ANDY Murray insists he was buoyed by French fans booing him during his last 16 victory over home favourite Richard Gasquet yesterday and did not mind that the crowd wanted him to lose the match.
There is something about matches between the duo that ensures they will live long in the memory of some of tennis' unforgettable matches.
For sheer sporting drama, yesterday's fourth-round encounter at the French Open did not rival the two times Murray has fought back from two sets to love down, once at Wimbledon and once at Roland Garros.
But the role of the crowd in the Scotsman's 1-6, 6-4, 6-1, 6-2 triumph coupled with some brilliant shot-making marked it out as one to be treasured.

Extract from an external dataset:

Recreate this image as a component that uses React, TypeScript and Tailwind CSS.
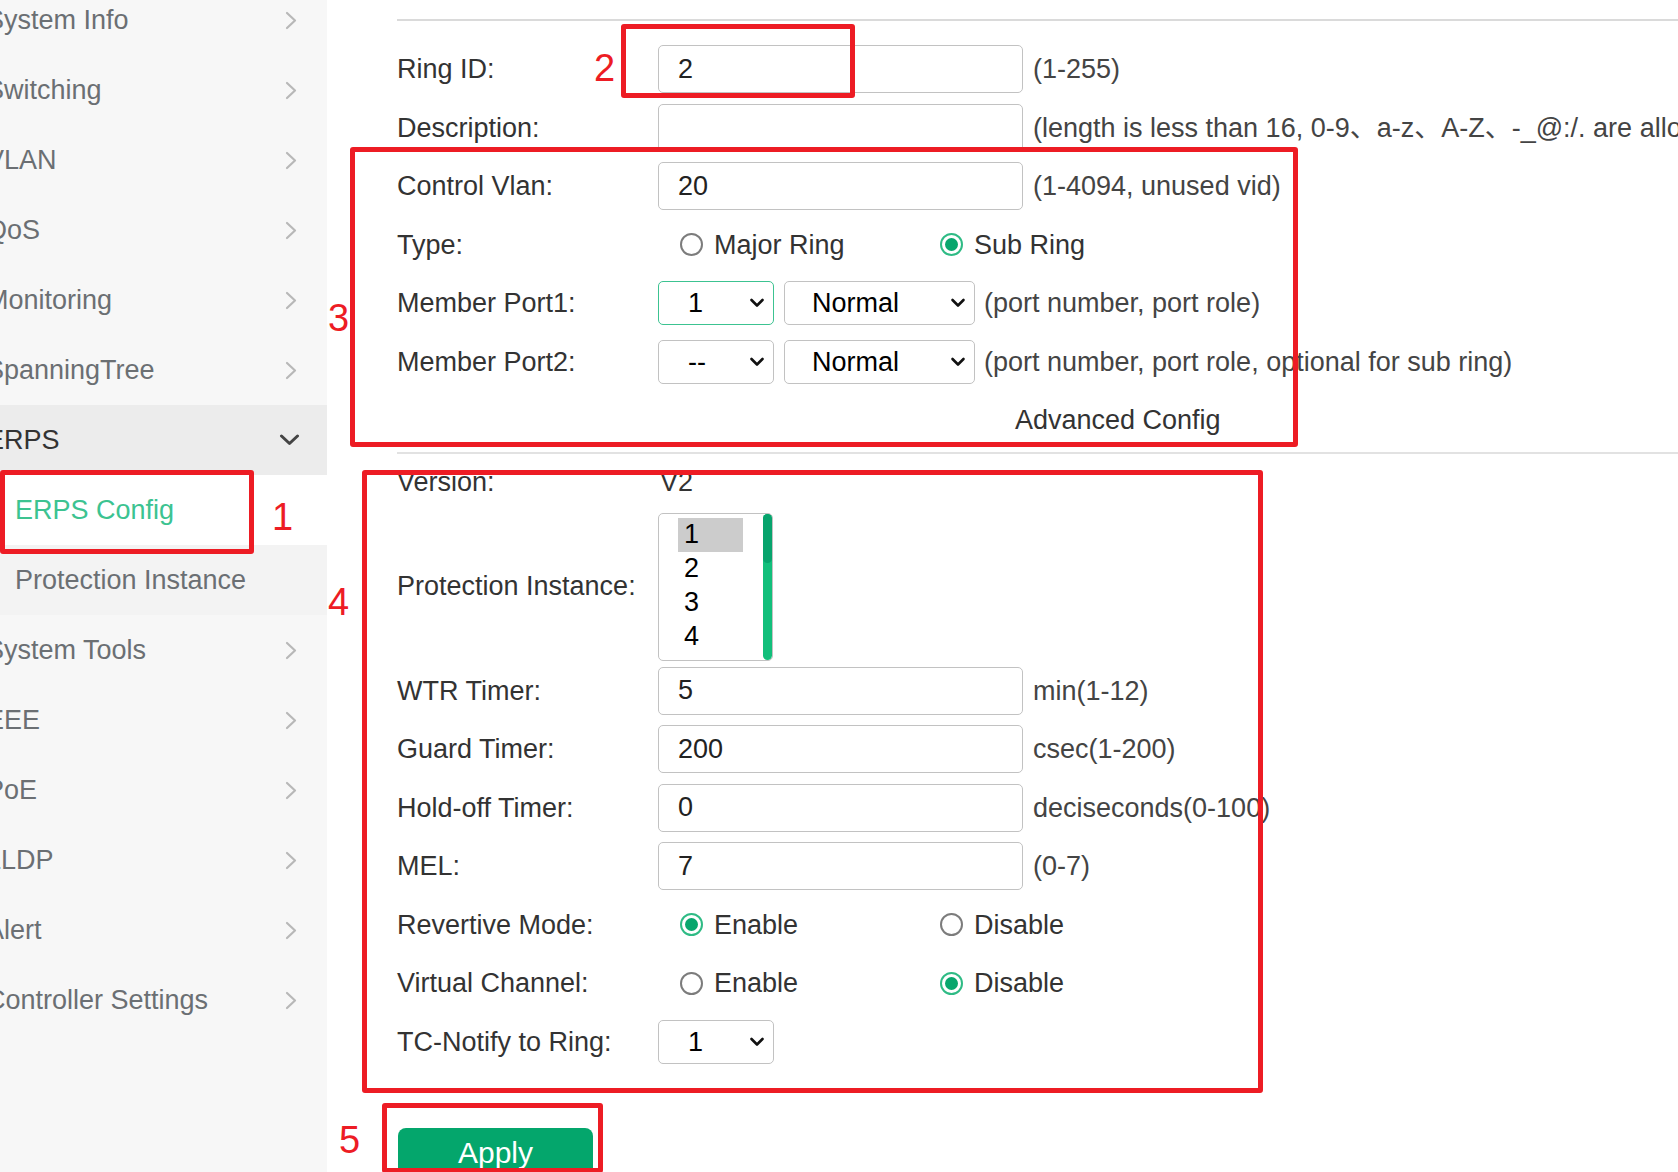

Murray was booed as he walked on court, and two and a half hours later it seemed to take an eternity for him to serve out the victory as the Court Philippe Chatrier patrons willed their man on in an ultimately futile cause.

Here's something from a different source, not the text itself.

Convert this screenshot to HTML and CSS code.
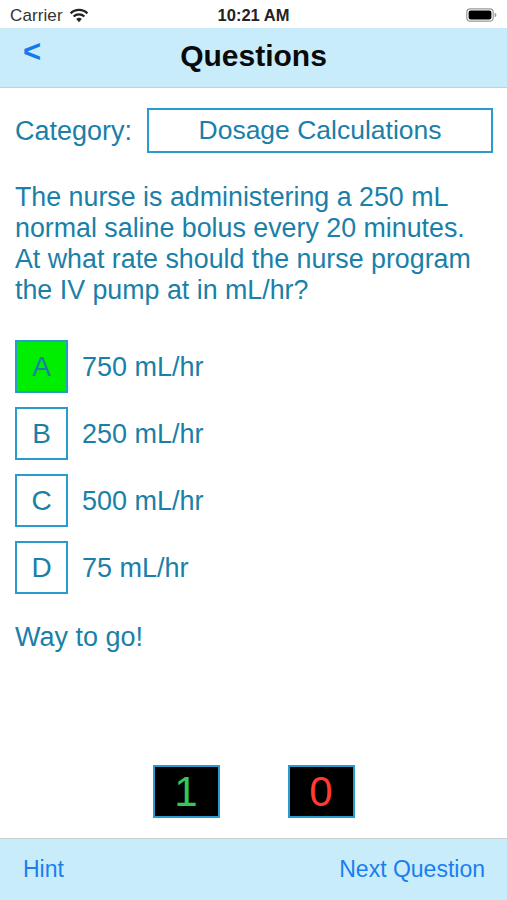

Some players might have wilted, but Murray loved it.
"I wouldn't say it got too much," said the 25-year-old. "It was almost like playing a football match. And I like football. I enjoyed myself on the court today.
"It's the most fun I've had on the court in a while, so I wasn't shying away from the fact that the crowd wanted me to lose.
"I've played Davis Cup a few times away from home but that was probably one of the most hostile atmospheres that I've played in."
The end could not have been more different than the start, when Murray, in cold conditions not helpful to his troublesome back, lost the first seven points and was broken twice in three games.
But once again Gasquet, whose mental weakness has been his big undoing, could not hold on to his advantage, with the turning point coming when Murray edged the second set.
Reflecting on his past comebacks against the Frenchman, Murray said: "I guess it plays on his mind. When I went a set behind it was obviously tough and he was playing the better tennis.
"But I knew if I hung in – he seemed a little bit like he didn't want to play that many long rallies.
"He was going for big shots early in the rallies, and once I managed to get into some longer rallies and see his game a bit better, then that was what changed the match."
Next up for Murray is sixth seed David Ferrer, who he has never beaten on clay, and even if he gets past the gritty Spaniard there is a huge obstacle looming in the shape of Rafael Nadal.
The six-time champion won a staggering 17 games in a row in beating Juan Monaco 6-2 6-0 6-0, and then apologised to his friend for the scoreline.
In the women's draw, second seed Maria Sharapova survived a close encounter of 21 service breaks with Klara Zakopalova but defending champion Li Na lost to qualifier Yaroslava Shvedova.
Today, Novak Djokovic faces Jo-Wilfried Tsonga and Roger Federer meets Juan Martin Del Potro in two blockbuster quarter-finals.